Emily Bamford

Personal information
- Born: 11 March 1992 (age 34) Melbourne, Victoria, Australia
- Height: 5 ft 7 in (170 cm)
- Weight: 64 kg (141 lb)

= Emily Bamford =

Australian alpine skier (born 1992)

Emily Bamford (born 11 March 1992) is an Australian alpine skier. She competed for Australia at the 2014 Winter Olympics in the alpine skiing events. Bamford spent most of her life in Doreen, Victoria. She is the daughter of Australian businessman and horse-racing tycoon Kevin Bamford. Growing up on a horse racing farm led her to compete in equestrian events and competed in dressage, showjumping, and eventing at a state level. On weekends she would visit Mt Buller to ski with her family and joined the Mt. Buller Racing Club at the age of nine. At 16 Bamford had to choose between continuing to compete in equestrian or skiing.
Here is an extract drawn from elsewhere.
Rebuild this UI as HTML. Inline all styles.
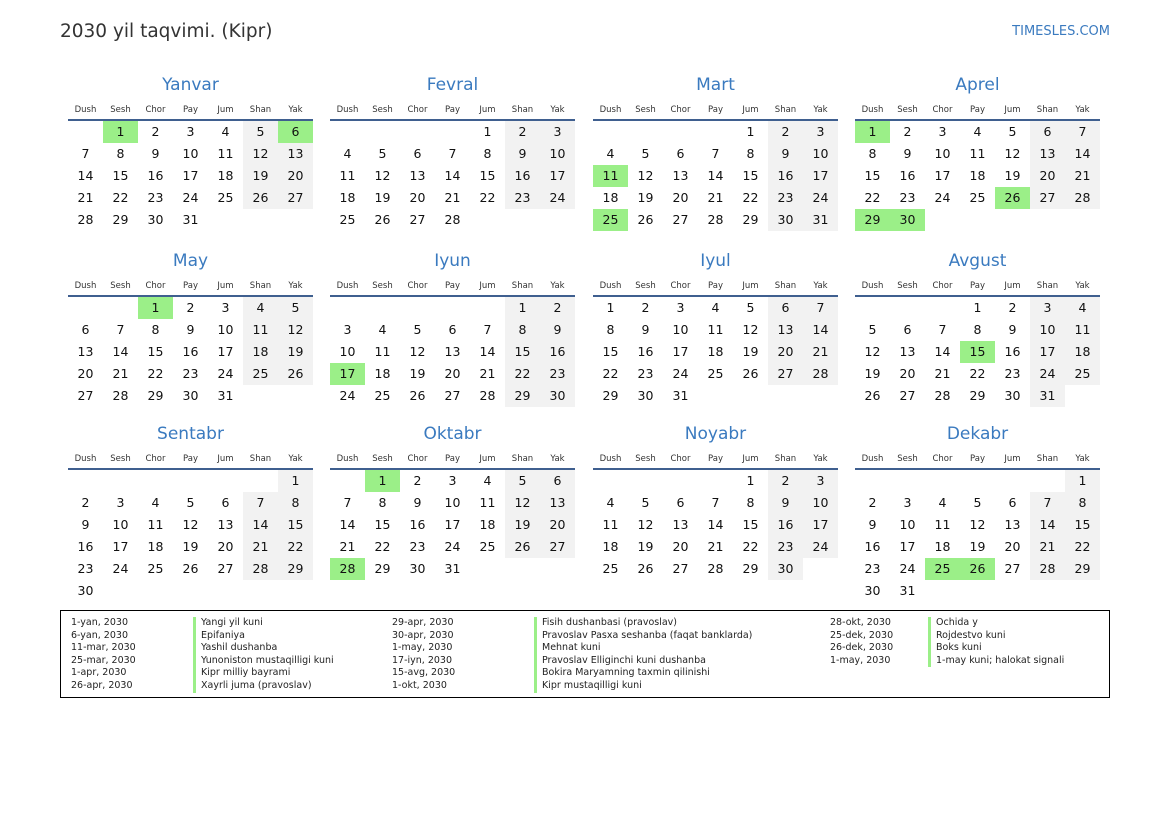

She gave up equestrian to pursue competitive skiing and moved to Stratton Mountain in Vermont USA to attend Stratton Mountain School, a college-preparatory boarding school which focuses on winter sports. Bamford represented Australia in the Junior World Championships of 2009, 2011 and 2012. At 21, she made her Olympic debut in Alpine Skiing at the Sochi 2014 Olympic Winter Games. She placed 50th in the Giant Slalom event and did not finish the Slalom. Bamford attended Bates College in Lewiston, Maine and graduated in 2015.